**Task objective**
Retype only the lines running from the line that contains "Rebuild this screenshot" to the line that contains "Recreate this image", inclusive, and leave the pictures behind.

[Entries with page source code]
----
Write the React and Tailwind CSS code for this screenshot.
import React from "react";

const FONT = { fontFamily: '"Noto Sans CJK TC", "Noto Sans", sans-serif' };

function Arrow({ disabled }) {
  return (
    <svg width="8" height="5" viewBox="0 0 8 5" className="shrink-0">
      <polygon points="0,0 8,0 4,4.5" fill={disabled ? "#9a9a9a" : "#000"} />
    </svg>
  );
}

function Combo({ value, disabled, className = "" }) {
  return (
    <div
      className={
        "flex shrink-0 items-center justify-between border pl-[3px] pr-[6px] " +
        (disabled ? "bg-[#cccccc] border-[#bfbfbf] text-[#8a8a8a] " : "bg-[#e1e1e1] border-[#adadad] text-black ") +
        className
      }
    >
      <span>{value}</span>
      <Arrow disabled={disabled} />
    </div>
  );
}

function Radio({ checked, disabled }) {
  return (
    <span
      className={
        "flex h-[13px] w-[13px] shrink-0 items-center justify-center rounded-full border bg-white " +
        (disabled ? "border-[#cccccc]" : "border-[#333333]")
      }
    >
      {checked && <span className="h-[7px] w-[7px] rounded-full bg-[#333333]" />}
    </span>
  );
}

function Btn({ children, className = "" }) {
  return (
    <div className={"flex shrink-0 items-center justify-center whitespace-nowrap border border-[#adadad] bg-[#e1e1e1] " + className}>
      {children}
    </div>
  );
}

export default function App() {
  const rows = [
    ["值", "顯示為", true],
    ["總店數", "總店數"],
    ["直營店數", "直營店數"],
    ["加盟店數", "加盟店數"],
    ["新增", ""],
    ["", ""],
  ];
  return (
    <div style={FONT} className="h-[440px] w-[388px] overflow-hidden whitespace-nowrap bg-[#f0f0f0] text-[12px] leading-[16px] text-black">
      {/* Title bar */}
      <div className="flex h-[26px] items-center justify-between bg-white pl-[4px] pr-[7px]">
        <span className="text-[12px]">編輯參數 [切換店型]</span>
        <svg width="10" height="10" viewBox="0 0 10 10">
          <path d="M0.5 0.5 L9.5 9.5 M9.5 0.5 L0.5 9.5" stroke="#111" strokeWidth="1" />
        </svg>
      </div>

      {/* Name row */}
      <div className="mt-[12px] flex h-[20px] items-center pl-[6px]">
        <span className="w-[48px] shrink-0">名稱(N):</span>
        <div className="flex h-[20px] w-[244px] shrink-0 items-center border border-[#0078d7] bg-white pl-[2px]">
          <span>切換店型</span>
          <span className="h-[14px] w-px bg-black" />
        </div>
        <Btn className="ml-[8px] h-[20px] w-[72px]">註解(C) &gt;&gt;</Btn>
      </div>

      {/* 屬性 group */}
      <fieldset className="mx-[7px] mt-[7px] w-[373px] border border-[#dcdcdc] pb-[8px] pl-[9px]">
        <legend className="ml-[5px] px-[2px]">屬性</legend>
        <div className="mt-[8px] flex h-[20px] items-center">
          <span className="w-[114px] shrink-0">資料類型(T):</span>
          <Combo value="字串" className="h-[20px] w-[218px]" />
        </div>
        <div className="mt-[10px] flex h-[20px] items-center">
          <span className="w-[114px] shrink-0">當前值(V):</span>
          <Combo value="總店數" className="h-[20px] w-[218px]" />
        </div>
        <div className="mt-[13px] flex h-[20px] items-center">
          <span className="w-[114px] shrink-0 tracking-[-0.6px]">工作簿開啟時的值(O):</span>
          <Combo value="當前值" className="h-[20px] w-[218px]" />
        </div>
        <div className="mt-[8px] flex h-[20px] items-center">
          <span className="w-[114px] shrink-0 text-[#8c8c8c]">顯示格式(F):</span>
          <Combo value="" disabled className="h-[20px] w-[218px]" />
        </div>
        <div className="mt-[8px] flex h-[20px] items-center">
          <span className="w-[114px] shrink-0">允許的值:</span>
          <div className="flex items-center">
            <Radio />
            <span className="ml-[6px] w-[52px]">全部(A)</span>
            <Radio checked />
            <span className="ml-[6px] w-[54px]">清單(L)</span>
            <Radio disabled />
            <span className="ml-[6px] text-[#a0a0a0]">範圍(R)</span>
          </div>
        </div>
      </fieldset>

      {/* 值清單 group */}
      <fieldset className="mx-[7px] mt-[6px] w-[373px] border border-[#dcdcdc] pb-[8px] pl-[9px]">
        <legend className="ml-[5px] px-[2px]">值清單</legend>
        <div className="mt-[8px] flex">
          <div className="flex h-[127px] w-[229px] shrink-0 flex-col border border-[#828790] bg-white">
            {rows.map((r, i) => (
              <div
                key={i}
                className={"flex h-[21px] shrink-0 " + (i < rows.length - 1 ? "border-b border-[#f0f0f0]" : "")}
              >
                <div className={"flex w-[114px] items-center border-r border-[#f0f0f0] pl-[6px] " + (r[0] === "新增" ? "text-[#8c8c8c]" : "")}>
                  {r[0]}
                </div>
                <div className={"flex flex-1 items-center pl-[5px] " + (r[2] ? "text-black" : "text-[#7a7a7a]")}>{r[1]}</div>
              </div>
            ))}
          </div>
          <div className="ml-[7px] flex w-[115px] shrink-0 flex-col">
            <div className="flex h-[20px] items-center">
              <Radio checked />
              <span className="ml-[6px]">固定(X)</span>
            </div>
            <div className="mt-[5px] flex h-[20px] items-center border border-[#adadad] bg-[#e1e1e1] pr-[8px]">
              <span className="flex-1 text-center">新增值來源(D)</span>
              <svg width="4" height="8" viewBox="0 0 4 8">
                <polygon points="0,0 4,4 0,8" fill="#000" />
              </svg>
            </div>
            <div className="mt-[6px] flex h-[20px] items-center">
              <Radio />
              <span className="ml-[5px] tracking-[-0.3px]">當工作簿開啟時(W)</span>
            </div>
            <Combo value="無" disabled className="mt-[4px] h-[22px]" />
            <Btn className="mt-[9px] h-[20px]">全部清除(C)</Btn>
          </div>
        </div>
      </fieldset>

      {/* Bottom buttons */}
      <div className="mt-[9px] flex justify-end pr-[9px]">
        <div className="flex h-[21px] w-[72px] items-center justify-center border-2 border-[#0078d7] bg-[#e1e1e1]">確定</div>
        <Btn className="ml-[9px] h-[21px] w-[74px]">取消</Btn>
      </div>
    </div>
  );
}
----
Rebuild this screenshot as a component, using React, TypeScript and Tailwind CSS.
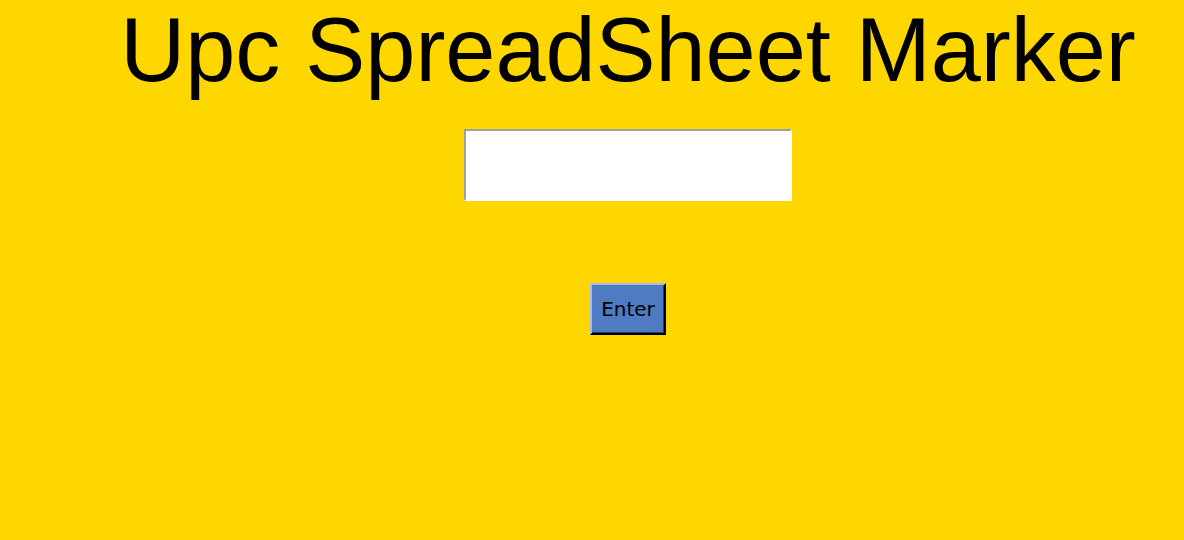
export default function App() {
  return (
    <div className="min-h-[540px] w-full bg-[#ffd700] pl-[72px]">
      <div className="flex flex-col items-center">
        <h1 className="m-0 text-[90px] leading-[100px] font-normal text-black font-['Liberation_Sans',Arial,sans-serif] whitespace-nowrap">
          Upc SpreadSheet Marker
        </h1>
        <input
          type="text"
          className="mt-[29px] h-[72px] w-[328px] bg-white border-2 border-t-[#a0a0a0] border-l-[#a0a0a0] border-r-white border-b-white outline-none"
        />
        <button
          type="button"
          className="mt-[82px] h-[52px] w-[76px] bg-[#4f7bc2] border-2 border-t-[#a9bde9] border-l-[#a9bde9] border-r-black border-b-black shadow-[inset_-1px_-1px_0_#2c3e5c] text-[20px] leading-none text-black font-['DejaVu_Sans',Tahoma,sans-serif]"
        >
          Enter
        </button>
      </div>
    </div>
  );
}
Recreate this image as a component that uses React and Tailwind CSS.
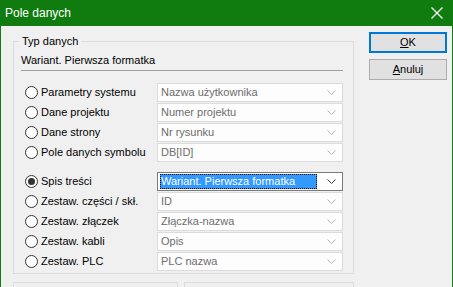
----
**Answer to the task**
Rebuild this screenshot as a component, using React, TypeScript and Tailwind CSS.
export default function App() {
  return (
    <div className="min-h-[540px] w-full bg-[#ffd700] pl-[72px]">
      <div className="flex flex-col items-center">
        <h1 className="m-0 text-[90px] leading-[100px] font-normal text-black font-['Liberation_Sans',Arial,sans-serif] whitespace-nowrap">
          Upc SpreadSheet Marker
        </h1>
        <input
          type="text"
          className="mt-[29px] h-[72px] w-[328px] bg-white border-2 border-t-[#a0a0a0] border-l-[#a0a0a0] border-r-white border-b-white outline-none"
        />
        <button
          type="button"
          className="mt-[82px] h-[52px] w-[76px] bg-[#4f7bc2] border-2 border-t-[#a9bde9] border-l-[#a9bde9] border-r-black border-b-black shadow-[inset_-1px_-1px_0_#2c3e5c] text-[20px] leading-none text-black font-['DejaVu_Sans',Tahoma,sans-serif]"
        >
          Enter
        </button>
      </div>
    </div>
  );
}
Recreate this image as a component that uses React and Tailwind CSS.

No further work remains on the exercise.